[GOAL]
Gather each line of the records where "styled" appears.

--- begin ENTRIES PROVIDED ---

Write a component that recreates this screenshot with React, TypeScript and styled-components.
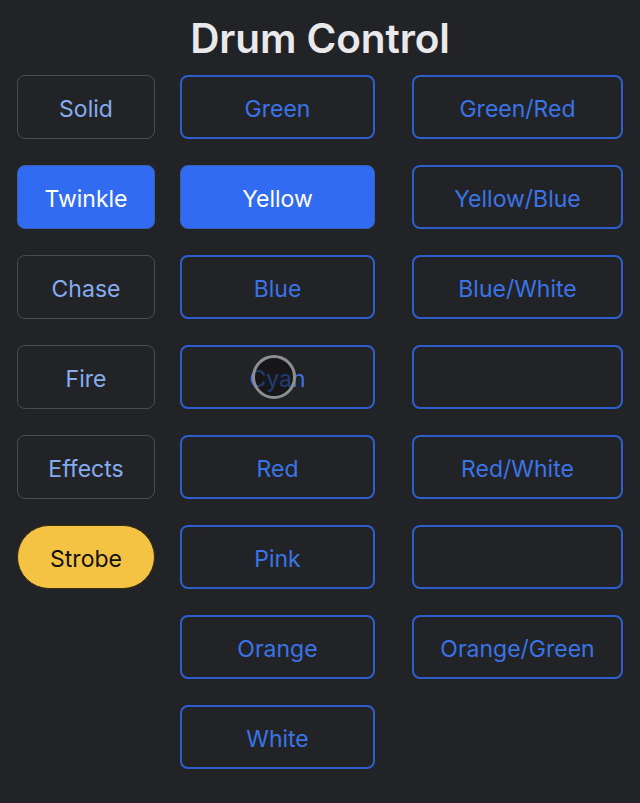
import React from "react";
import styled, { createGlobalStyle, css } from "styled-components";

const Global = createGlobalStyle`
  html, body { margin: 0; padding: 0; background: #222327; }
  body { font-family: Inter, "Noto Sans", "Liberation Sans", sans-serif; }
  * { box-sizing: border-box; }
`;

const Page = styled.div`
  width: 640px;
  height: 803px;
  background: #222327;
  display: flex;
  flex-direction: column;
  align-items: center;
  overflow: hidden;
`;

const Title = styled.h1`
  margin: 14px 0 0;
  height: 61px;
  font-size: 40.5px;
  font-weight: 600;
  line-height: 49px;
  color: #e9e9eb;
  letter-spacing: -0.1px;
`;

const Columns = styled.div`
  display: flex;
  align-items: flex-start;
  width: 100%;
  padding: 0 17px;
`;

const Column = styled.div<{ $width: number; $offset?: number }>`
  display: flex;
  flex-direction: column;
  gap: 26px;
  flex: 0 0 ${(p) => p.$width}px;
  margin-left: ${(p) => p.$offset ?? 0}px;
`;

type Variant = "mode" | "color" | "active" | "strobe";

const Button = styled.button<{ $variant: Variant }>`
  position: relative;
  height: 64px;
  width: 100%;
  border-radius: 8px;
  font-family: Inter, "Noto Sans", "Liberation Sans", sans-serif;
  font-size: 23px;
  font-weight: 400;
  background: transparent;
  cursor: pointer;
  padding: 4px 0 0;
  ${(p) =>
    p.$variant === "mode" &&
    css`
      border: 1.5px solid #4a4b50;
      color: #86acef;
    `}
  ${(p) =>
    p.$variant === "color" &&
    css`
      border: 2px solid #2d5fcc;
      color: #3a74e6;
    `}
  ${(p) =>
    p.$variant === "active" &&
    css`
      border: 1.5px solid #3a5fae;
      background: #316bf2;
      color: #ffffff;
    `}
  ${(p) =>
    p.$variant === "strobe" &&
    css`
      border: 1px solid #3a2f12;
      background: #f4c343;
      color: #111111;
      border-radius: 32px;
    `}
`;

const Touch = styled.span`
  position: absolute;
  left: 70px;
  top: 8px;
  width: 44px;
  height: 44px;
  border-radius: 50%;
  border: 3px solid #8e8e90;
  background: rgba(14, 14, 16, 0.55);
  pointer-events: none;
`;

const modes = [
  { label: "Solid", v: "mode" as Variant },
  { label: "Twinkle", v: "active" as Variant },
  { label: "Chase", v: "mode" as Variant },
  { label: "Fire", v: "mode" as Variant },
  { label: "Effects", v: "mode" as Variant },
  { label: "Strobe", v: "strobe" as Variant },
];

const colors = ["Green", "Yellow", "Blue", "Cyan", "Red", "Pink", "Orange", "White"];
const combos = ["Green/Red", "Yellow/Blue", "Blue/White", "", "Red/White", "", "Orange/Green"];

export default function App() {
  return (
    <Page>
      <Global />
      <Title>Drum Control</Title>
      <Columns>
        <Column $width={138}>
          {modes.map((m) => (
            <Button key={m.label} $variant={m.v}>
              {m.label}
            </Button>
          ))}
        </Column>
        <Column $width={195} $offset={25}>
          {colors.map((c) => (
            <Button key={c} $variant={c === "Yellow" ? "active" : "color"}>
              {c}
              {c === "Cyan" && <Touch />}
            </Button>
          ))}
        </Column>
        <Column $width={211} $offset={37}>
          {combos.map((c, i) => (
            <Button key={i} $variant="color">
              {c}
            </Button>
          ))}
        </Column>
      </Columns>
    </Page>
  );
}
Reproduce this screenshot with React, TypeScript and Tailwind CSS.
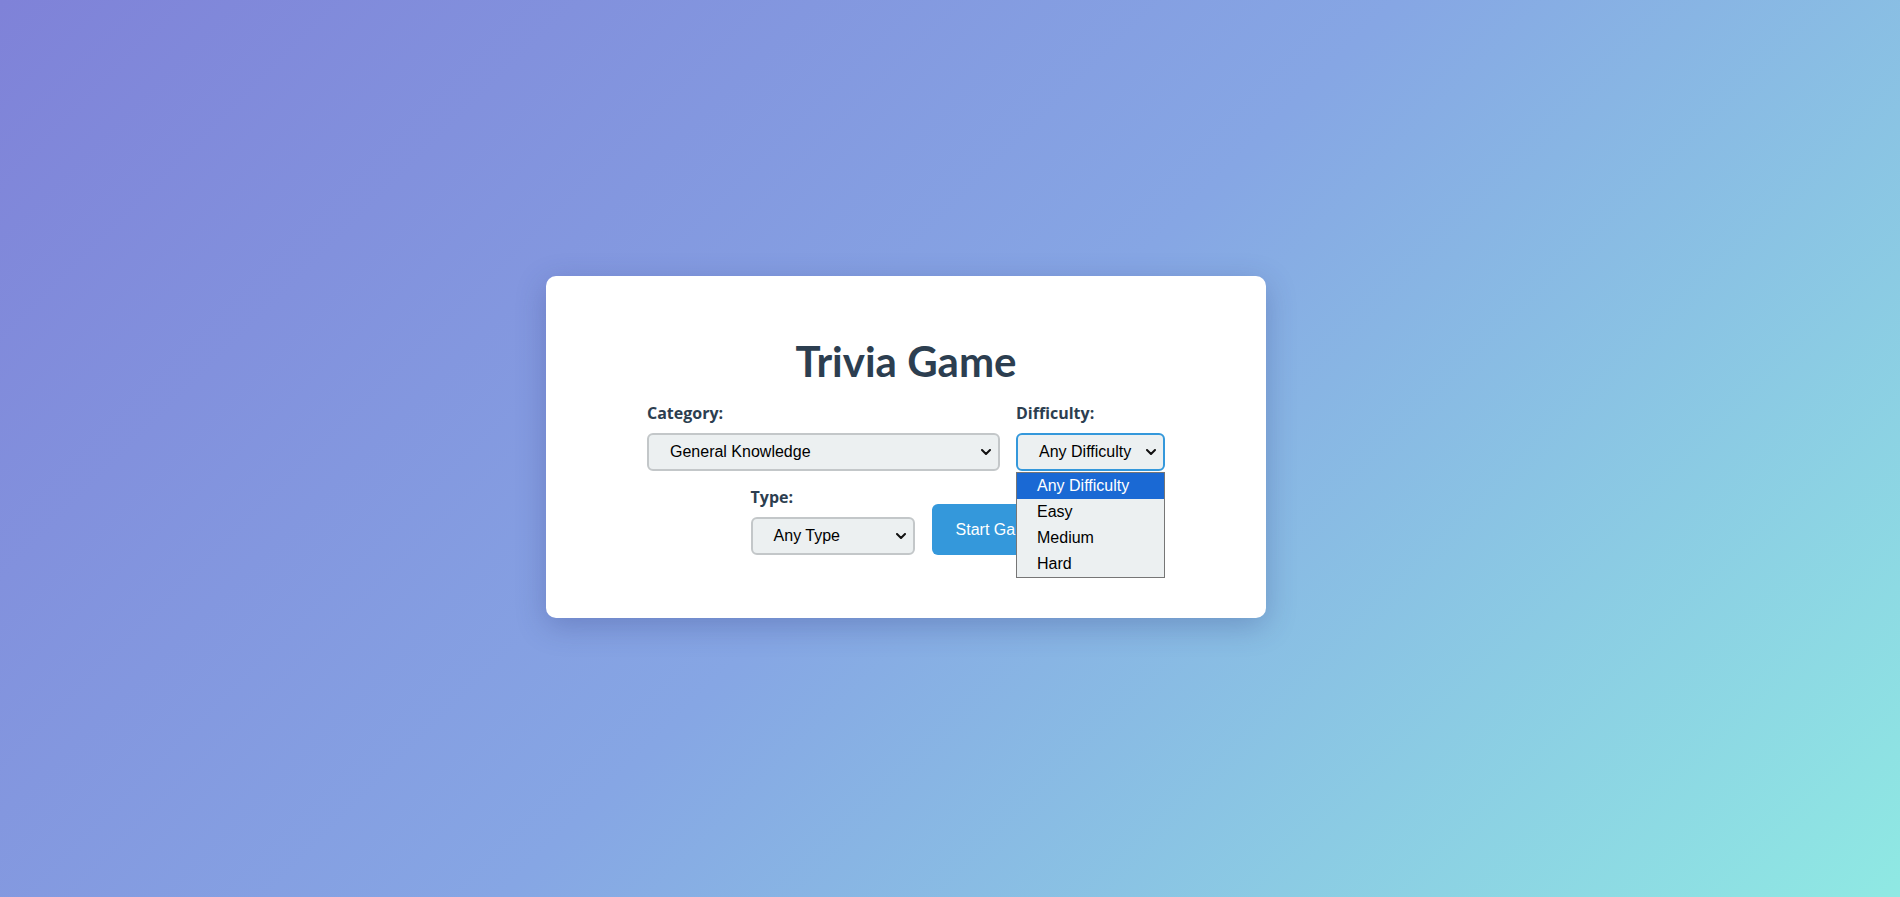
import React, { useState } from 'react'

const Chevron = () => (
  <svg width="10" height="6" viewBox="0 0 10 6" className="pointer-events-none absolute right-[9px] top-1/2 -translate-y-1/2">
    <path d="M1 1l4 4 4-4" fill="none" stroke="#111" strokeWidth="2" strokeLinecap="round" strokeLinejoin="round" />
  </svg>
)

const Field: React.FC<any> = ({ label, value, width, focused, children }) => (
  <div className="flex flex-col">
    <label className="mb-[10px] text-[16px] leading-[20px] font-bold text-[#2c3e50] font-['Open_Sans',sans-serif]">{label}</label>
    <div className="relative" style={{ width }}>
      <div
        className={
          'flex h-[38px] items-center rounded-[6px] border-2 bg-[#ecf0f1] pl-[21px] text-[16px] text-black font-["Liberation_Sans",Arial,sans-serif] ' +
          (focused ? 'border-[#3498db]' : 'border-[#c3c7c9]')
        }
      >
        {value}
      </div>
      <Chevron />
      {children}
    </div>
  </div>
)

const difficulties = ['Any Difficulty', 'Easy', 'Medium', 'Hard']

export default function App() {
  const [difficulty] = useState('Any Difficulty')
  return (
    <div className="flex h-[897px] w-full items-start justify-center bg-[linear-gradient(135deg,#7f82d8_0%,#86a6e4_50%,#8fe9e3_100%)] pt-[276px] pr-[88px]">
      <div className="w-[720px] rounded-[10px] bg-white pt-[60px] pb-[63px] shadow-[0_8px_30px_rgba(40,50,120,0.28)]">
        <h1 className="mb-[17px] text-center text-[42px] leading-[50px] font-bold text-[#2c3e50] font-['Lato',sans-serif]">
          Trivia Game
        </h1>
        <div className="flex flex-col items-center gap-[16px]">
          <div className="flex items-end justify-center gap-[16px]">
            <Field label="Category:" value="General Knowledge" width={353} />
            <Field label="Difficulty:" value={difficulty} width={149} focused>
              <div className="absolute left-0 top-full z-10 mt-[1px] w-full border border-[#767676] bg-[#ecf0f1] font-['Liberation_Sans',Arial,sans-serif] text-[16px]">
                {difficulties.map((d) => (
                  <div
                    key={d}
                    className={
                      'h-[26px] pl-[20px] leading-[26px] ' +
                      (d === difficulty ? 'bg-[#1a69d4] text-white' : 'text-black')
                    }
                  >
                    {d}
                  </div>
                ))}
              </div>
            </Field>
          </div>
          <div className="flex items-end justify-center gap-[17px]">
            <Field label="Type:" value="Any Type" width={164} />
            <button className="h-[51px] rounded-[6px] bg-[#3498db] px-[24px] text-[16px] text-white font-['Liberation_Sans',Arial,sans-serif]">
              Start Game
            </button>
          </div>
        </div>
      </div>
    </div>
  )
}
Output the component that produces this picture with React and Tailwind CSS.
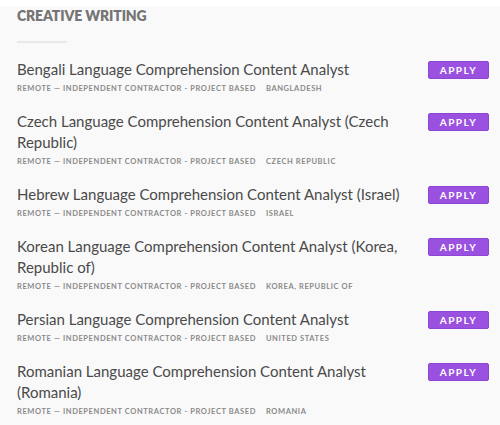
const jobs = [
  { title: 'Bengali Language Comprehension Content Analyst', location: 'Bangladesh' },
  { title: 'Czech Language Comprehension Content Analyst (Czech Republic)', location: 'Czech Republic' },
  { title: 'Hebrew Language Comprehension Content Analyst (Israel)', location: 'Israel' },
  { title: 'Korean Language Comprehension Content Analyst (Korea, Republic of)', location: 'Korea, Republic of' },
  { title: 'Persian Language Comprehension Content Analyst', location: 'United States' },
  { title: 'Romanian Language Comprehension Content Analyst (Romania)', location: 'Romania' },
];

const JobRow = ({ job }) => (
  <li className="flex items-start justify-between">
    <div className="w-[400px]">
      <h3 className="text-[15px] leading-[21px] text-[#4a4a4a] font-normal">{job.title}</h3>
      <div className="mt-[4px] text-[7.5px] leading-[10px] font-bold uppercase tracking-[0.08em] text-[#8a8a8a]">
        <span>Remote — Independent Contractor - Project Based</span>
        <span className="ml-[10px]">{job.location}</span>
      </div>
    </div>
    <button className="mt-[2px] mr-[11px] w-[61px] h-[18px] rounded-[2px] bg-[#9b51e0] border border-[#8e44d6] text-white text-[10px] font-bold uppercase tracking-[0.15em] flex items-center justify-center">
      Apply
    </button>
  </li>
);

export default function App() {
  return (
    <div className="w-[500px] h-[425px] bg-white pt-[6px] overflow-hidden" style={{ fontFamily: 'Lato, "Open Sans", sans-serif' }}>
      <section className="h-full bg-[#f9f9f9] pl-[17px]">
        <h2 className="text-[14px] leading-[20px] font-extrabold uppercase tracking-[-0.01em] text-[#757575]">Creative Writing</h2>
        <div className="mt-[15px] w-[50px] h-[2px] bg-[#e8e8e8]" />
        <ul className="mt-[16px] flex flex-col gap-[17px]">
          {jobs.map((job) => (
            <JobRow key={job.title} job={job} />
          ))}
        </ul>
      </section>
    </div>
  );
}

--- end ENTRIES PROVIDED ---

[EXPECTED OUTPUT]
Write a component that recreates this screenshot with React, TypeScript and styled-components.
import styled, { createGlobalStyle, css } from "styled-components";
const Page = styled.div`
const Title = styled.h1`
const Columns = styled.div`
const Column = styled.div<{ $width: number; $offset?: number }>`
const Button = styled.button<{ $variant: Variant }>`
const Touch = styled.span`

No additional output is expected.